A new world opens up to many experiences when you drop below the commentary and concepts you have about them. So if you relate to pain as just pain, you are probably relating through a concept, and all the associations you have to that concept. But if you experience the sensations, they may still be uncomfortable, but the experience might be more one of burning, pressure, tension, tingling and a variety of particular sensations. The same thing is true for pleasant experiences.
No More Distractions
We also consider sounds as physical sensations. We don’t treat sounds as intrusions in our mindfulness meditation. Sounds are yet another experience to be folded into the field of our awareness. We’re not locking onto one thing; we’re ready to open the awareness to what is happening. So if a sound becomes predominant, then we do sound meditation. If your neighbor’s dog is barking, you don’t have to be angry—thinking, “That’s disturbing my meditation!” The dog barking becomes your meditation. What we do then is turn the attention to the listening— “hearing, hearing.” We take in the vibration, the sense, the feelings, the whole experience of listening to the dog barking.

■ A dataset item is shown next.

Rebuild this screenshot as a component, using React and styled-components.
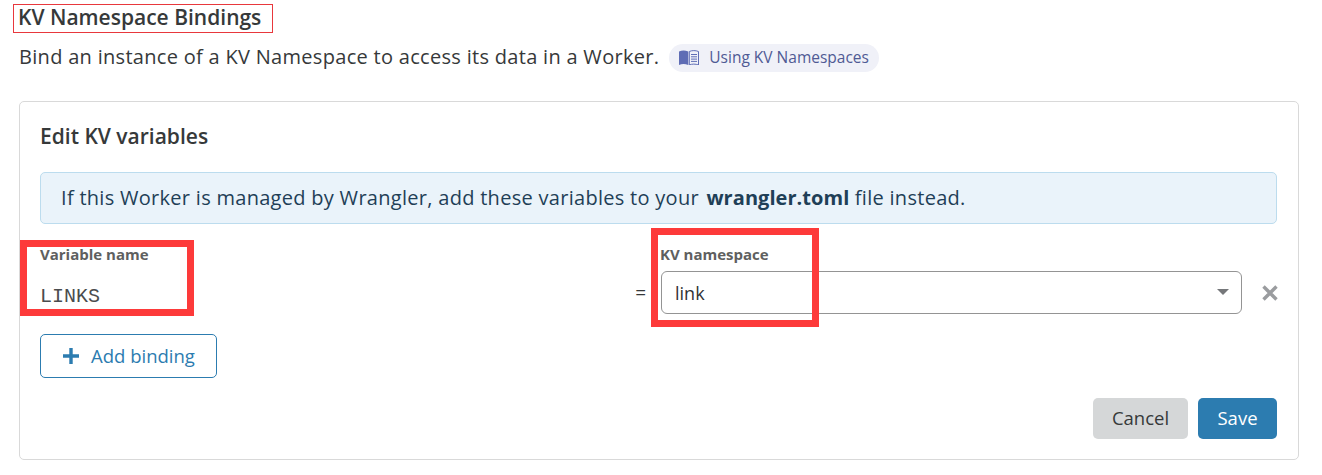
import React from 'react';
import styled, { createGlobalStyle } from 'styled-components';

const GlobalStyle = createGlobalStyle`
    html, body {
        margin: 0;
        padding: 0;
        background: #fff;
        font-family: "Open Sans", "Noto Sans", "Liberation Sans", sans-serif;
        color: #36393a;
    }
`;

const Page = styled.div`
    position: relative;
    width: 1322px;
    height: 475px;
    box-sizing: border-box;
    padding: 4px 23px 0 19px;
    overflow: hidden;
`;

const Title = styled.h2`
    display: block;
    width: 260px;
    height: 29px;
    box-sizing: border-box;
    margin: 0 0 0 -6px;
    padding-left: 4px;
    border: 1px solid #e8383d;
    font-size: 21px;
    font-weight: 600;
    line-height: 24px;
    white-space: nowrap;
`;

const Description = styled.div`
    display: flex;
    align-items: flex-start;
    margin-top: 9px;
    height: 30px;
    font-size: 20px;
    line-height: 29px;
    letter-spacing: 0.3px;
    white-space: nowrap;
`;

const DocsLink = styled.a`
    display: inline-flex;
    align-items: center;
    gap: 10px;
    height: 28px;
    box-sizing: border-box;
    margin: 2px 0 0 10px;
    padding: 0 10px 1px;
    border-radius: 14px;
    background: #f0f1f8;
    color: #4f5a94;
    font-size: 15.5px;
    letter-spacing: 0;
`;

const Card = styled.section`
    margin-top: 29px;
    height: 359px;
    box-sizing: border-box;
    padding: 21px 21px 20px 20px;
    border: 1px solid #d9d9d9;
    border-radius: 5px;
    display: flex;
    flex-direction: column;
`;

const CardTitle = styled.h3`
    margin: 0;
    height: 29px;
    font-size: 21px;
    font-weight: 600;
    line-height: 27px;
`;

const Notice = styled.div`
    margin-top: 20px;
    height: 52px;
    box-sizing: border-box;
    display: block;
    padding: 0 20px;
    border: 1px solid #bcdcee;
    border-radius: 5px;
    background: #eaf3fa;
    color: #1f3f57;
    font-size: 20px;
    line-height: 50px;
    letter-spacing: 0.29px;
    white-space: nowrap;

    b {
        font-weight: 700;
        letter-spacing: 0.05px;
        margin-left: 2px;
    }
`;

const BindingRow = styled.div`
    margin-top: 19px;
    display: flex;
    align-items: flex-start;
`;

const NameField = styled.div`
    position: relative;
    flex: none;
    width: 594px;
`;

const FieldLabel = styled.div`
    height: ${(p) => p.$height}px;
    margin-left: ${(p) => p.$shift || 0}px;
    font-size: 15px;
    font-weight: 700;
    line-height: 22px;
    color: #5e5f60;
`;

const NameValue = styled.div`
    margin-top: 21px;
    font-family: "Liberation Mono", monospace;
    font-size: 20px;
    line-height: 22px;
    color: #4a4c4e;
`;

const Equals = styled.div`
    flex: none;
    width: 27px;
    margin-top: 37px;
    font-size: 19px;
    line-height: 24px;
    padding-right: 15px;
    box-sizing: border-box;
    text-align: right;
`;

const NamespaceField = styled.div`
    position: relative;
    flex: none;
    width: 581px;
`;

const Select = styled.div`
    height: 43px;
    box-sizing: border-box;
    display: flex;
    align-items: center;
    justify-content: space-between;
    padding: 0 12px 0 13px;
    border: 1px solid #949494;
    border-radius: 6px;
    font-size: 18px;
    color: #313335;
`;

const Caret = styled.span`
    width: 0;
    height: 0;
    border-left: 6px solid transparent;
    border-right: 6px solid transparent;
    border-top: 6px solid #75777a;
    margin-top: -2px;
`;

const RemoveButton = styled.div`
    flex: none;
    margin: 41px 0 0 19px;
    width: 18px;
    height: 18px;
    color: #9a9c9f;
`;

const Highlight = styled.div`
    position: absolute;
    box-sizing: border-box;
    border: 7px solid #fd3a3a;
    pointer-events: none;
    left: ${(p) => p.$left}px;
    top: ${(p) => p.$top}px;
    width: ${(p) => p.$width}px;
    height: ${(p) => p.$height}px;
`;

const AddButton = styled.button`
    align-self: flex-start;
    margin-top: 20px;
    width: 177px;
    height: 44px;
    display: flex;
    align-items: center;
    justify-content: center;
    gap: 11px;
    border: 1px solid #2c7cb0;
    border-radius: 5px;
    background: #fff;
    color: #2c7cb0;
    font-family: inherit;
    font-size: 18.5px;
    padding: 0 0 1px;
`;

const Footer = styled.div`
    margin-top: 20px;
    display: flex;
    justify-content: flex-end;
    gap: 10px;
`;

const ActionButton = styled.button`
    width: ${(p) => p.$width}px;
    height: 41px;
    border: none;
    border-radius: 5px;
    padding: 0 0 2px;
    font-family: inherit;
    font-size: 18.5px;
    background: ${(p) => (p.$primary ? '#2c7cb0' : '#d5d7d8')};
    color: ${(p) => (p.$primary ? '#fff' : '#36393a')};
`;

const BookIcon = () => (
    <svg width="20" height="15" viewBox="0 0 20 15">
        <path d="M0 1.5 C3 0.3 6 0.3 9.3 1.5 V15 C6 13.8 3 13.8 0 15 Z" fill="#5f6db5" />
        <path d="M10.3 1.5 C13 0.3 16.5 0.3 19.5 1.5 V15 C16.5 13.8 13 13.8 10.3 15 Z" fill="none" stroke="#5f6db5" strokeWidth="1" />
        <path d="M12 4.5H18M12 6.8H18M12 9.1H18M12 11.4H18" stroke="#5f6db5" strokeWidth="1" />
    </svg>
);

const CloseIcon = () => (
    <svg width="18" height="18" viewBox="0 0 18 18">
        <path d="M2.5 2.5 L15.5 15.5 M15.5 2.5 L2.5 15.5" stroke="currentColor" strokeWidth="3.4" />
    </svg>
);

const PlusIcon = () => (
    <svg width="18" height="18" viewBox="0 0 18 18">
        <path d="M9 1 V17 M1 9 H17" stroke="#2c7cb0" strokeWidth="3.4" />
    </svg>
);

const App = () => (
    <Page>
        <GlobalStyle />
        <Title>KV Namespace Bindings</Title>
        <Description>
            Bind an instance of a KV Namespace to access its data in a Worker.
            <DocsLink>
                <BookIcon />
                Using KV Namespaces
            </DocsLink>
        </Description>
        <Card>
            <CardTitle>Edit KV variables</CardTitle>
            <Notice>
                If this Worker is managed by Wrangler, add these variables to your{' '}
                <b>wrangler.toml</b> file instead.
            </Notice>
            <BindingRow>
                <NameField>
                    <FieldLabel $height={22}>Variable name</FieldLabel>
                    <NameValue>LINKS</NameValue>
                    <Highlight $left={-20} $top={-3} $width={174} $height={76} />
                </NameField>
                <Equals>=</Equals>
                <NamespaceField>
                    <FieldLabel $height={28} $shift={-1}>KV namespace</FieldLabel>
                    <Select>
                        link
                        <Caret />
                    </Select>
                    <Highlight $left={-10} $top={-15} $width={168} $height={99} />
                </NamespaceField>
                <RemoveButton>
                    <CloseIcon />
                </RemoveButton>
            </BindingRow>
            <AddButton>
                <PlusIcon />
                Add binding
            </AddButton>
            <Footer>
                <ActionButton $width={95}>Cancel</ActionButton>
                <ActionButton $width={79} $primary>Save</ActionButton>
            </Footer>
        </Card>
    </Page>
);

export default App;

Keep It Simple: Breath, Body & Sound
Try to stay with your breath. If a strong sensation arises in your body that is more compelling than your breath, then let go of the breath and turn to that. If strong, compelling sounds arise, be relaxed, include those sounds as sound meditation. Every time you take in something new, every time you say “Oh that’s compelling, let me take that in,” try to see if you can meet that experience with a sense of ease, and relaxation.
Over time this practice becomes a wonderful process of self discovery. Not only do you discover yourself, but more importantly, you discover how to be free of yourself. And as you’re free of yourself you’re more free to be yourself, in a fuller, more complete way. And then eventually, if you follow this path long enough, your sense of self falls away, and that’s a wonderful feeling, just to be present without self consciousness.